-- Data for the task start --

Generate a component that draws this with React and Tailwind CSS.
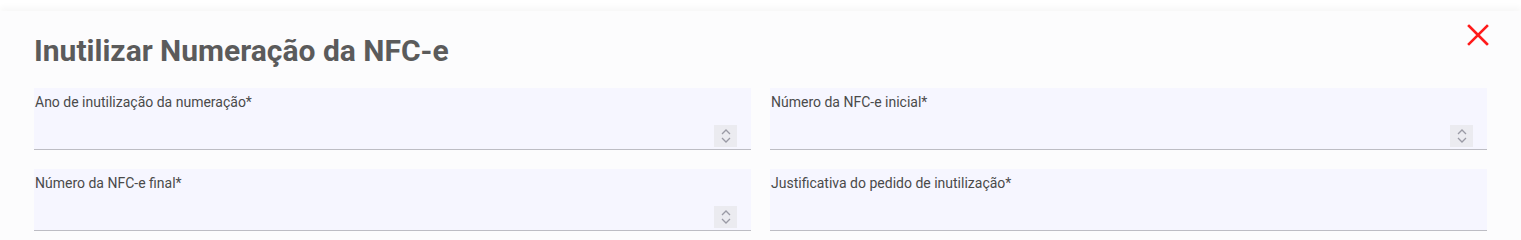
function Spinner() {
  return (
    <div className="absolute right-[14px] bottom-[2px] w-[23px] h-[22px] bg-[#ebebf0] flex flex-col items-center justify-center">
      <svg width="12" height="18" viewBox="0 0 12 18" fill="none" stroke="#9a9aa5" strokeWidth="1.3">
        <path d="M2 7 L6 3 L10 7" />
        <path d="M2 11 L6 15 L10 11" />
      </svg>
    </div>
  );
}

function Field({ label, spinner }) {
  return (
    <div className="relative h-[62px] bg-[#f6f6ff] border-b border-[#bdbdc4]">
      <label className="block pl-px pt-[6px] text-[14px] leading-[17px] text-[#4a4a4a]">{label}</label>
      {spinner && <Spinner />}
    </div>
  );
}

export default function App() {
  return (
    <div className="w-[1521px] h-[240px] bg-white pt-[11px] overflow-hidden" style={{ fontFamily: 'Roboto, "Liberation Sans", sans-serif' }}>
      <div className="relative h-full bg-[#fcfcfd] shadow-[0_-4px_6px_rgba(0,0,0,0.03)] px-[34px] pt-[22px]">
        <button className="absolute right-[32px] top-[13px] text-[#ff1a1a]" aria-label="Fechar">
          <svg width="22" height="22" viewBox="0 0 22 22" stroke="currentColor" strokeWidth="2.6" strokeLinecap="square">
            <path d="M2 2 L20 20 M20 2 L2 20" />
          </svg>
        </button>
        <h1 className="text-[30px] leading-[36px] font-bold text-[#5b5b5b]">Inutilizar Numeração da NFC-e</h1>
        <div className="grid grid-cols-2 gap-x-[19px] gap-y-[19px] mt-[19px]">
          <Field label="Ano de inutilização da numeração*" spinner />
          <Field label="Número da NFC-e inicial*" spinner />
          <Field label="Número da NFC-e final*" spinner />
          <Field label="Justificativa do pedido de inutilização*" />
        </div>
      </div>
    </div>
  );
}
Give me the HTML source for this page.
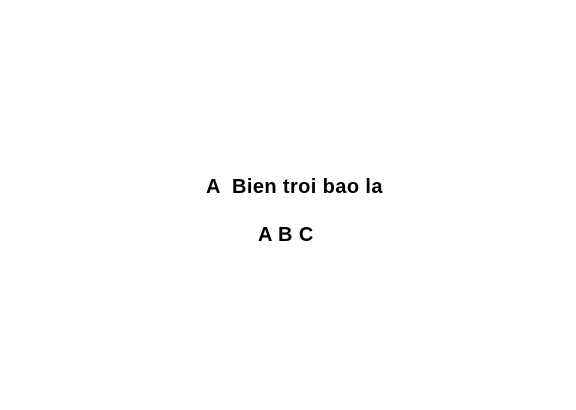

-- Data for the task end --

--- Aim of the task ---
In the records above, find each line with the word "this" and copy it.

--- Exercise answer ---
Generate a component that draws this with React and Tailwind CSS.
Give me the HTML source for this page.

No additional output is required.